Instruction
Emit the data below verbatim, stripping out any pictures.

>>>>>

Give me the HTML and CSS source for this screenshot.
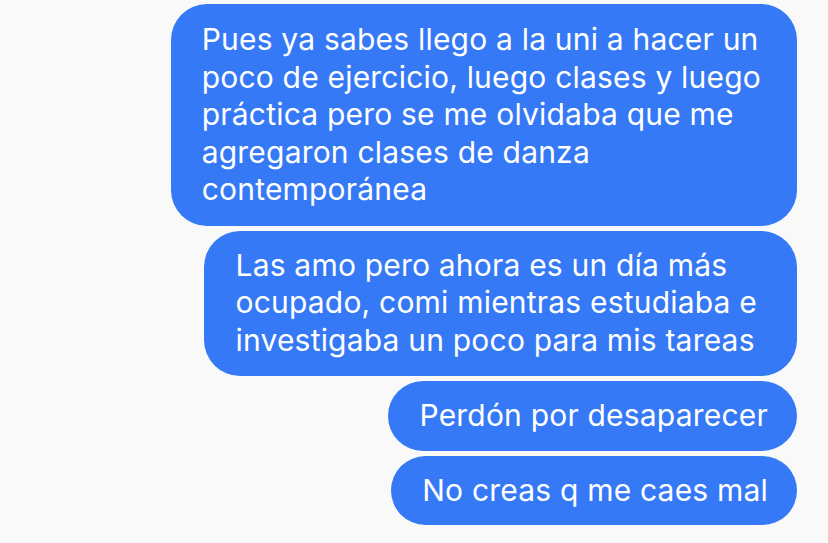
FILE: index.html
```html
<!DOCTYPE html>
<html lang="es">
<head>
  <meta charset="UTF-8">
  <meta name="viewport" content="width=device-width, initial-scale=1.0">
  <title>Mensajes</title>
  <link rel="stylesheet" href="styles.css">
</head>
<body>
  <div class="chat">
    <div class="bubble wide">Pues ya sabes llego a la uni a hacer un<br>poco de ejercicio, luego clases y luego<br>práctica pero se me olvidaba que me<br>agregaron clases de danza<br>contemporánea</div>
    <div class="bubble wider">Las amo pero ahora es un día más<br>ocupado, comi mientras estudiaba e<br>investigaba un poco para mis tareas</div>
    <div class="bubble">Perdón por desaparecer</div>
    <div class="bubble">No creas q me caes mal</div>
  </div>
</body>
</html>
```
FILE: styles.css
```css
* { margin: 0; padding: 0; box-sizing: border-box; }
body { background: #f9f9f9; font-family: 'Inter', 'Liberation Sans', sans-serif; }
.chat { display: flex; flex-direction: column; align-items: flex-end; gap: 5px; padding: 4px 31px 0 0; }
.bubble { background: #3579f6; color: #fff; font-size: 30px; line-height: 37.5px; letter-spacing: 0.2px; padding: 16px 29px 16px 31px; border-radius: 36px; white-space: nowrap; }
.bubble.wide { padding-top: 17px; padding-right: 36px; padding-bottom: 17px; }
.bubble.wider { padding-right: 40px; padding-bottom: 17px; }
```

<<<<<

Correct result
Give me the HTML and CSS source for this screenshot.
FILE: index.html
```html
<!DOCTYPE html>
<html lang="es">
<head>
  <meta charset="UTF-8">
  <meta name="viewport" content="width=device-width, initial-scale=1.0">
  <title>Mensajes</title>
  <link rel="stylesheet" href="styles.css">
</head>
<body>
  <div class="chat">
    <div class="bubble wide">Pues ya sabes llego a la uni a hacer un<br>poco de ejercicio, luego clases y luego<br>práctica pero se me olvidaba que me<br>agregaron clases de danza<br>contemporánea</div>
    <div class="bubble wider">Las amo pero ahora es un día más<br>ocupado, comi mientras estudiaba e<br>investigaba un poco para mis tareas</div>
    <div class="bubble">Perdón por desaparecer</div>
    <div class="bubble">No creas q me caes mal</div>
  </div>
</body>
</html>
```
FILE: styles.css
```css
* { margin: 0; padding: 0; box-sizing: border-box; }
body { background: #f9f9f9; font-family: 'Inter', 'Liberation Sans', sans-serif; }
.chat { display: flex; flex-direction: column; align-items: flex-end; gap: 5px; padding: 4px 31px 0 0; }
.bubble { background: #3579f6; color: #fff; font-size: 30px; line-height: 37.5px; letter-spacing: 0.2px; padding: 16px 29px 16px 31px; border-radius: 36px; white-space: nowrap; }
.bubble.wide { padding-top: 17px; padding-right: 36px; padding-bottom: 17px; }
.bubble.wider { padding-right: 40px; padding-bottom: 17px; }
```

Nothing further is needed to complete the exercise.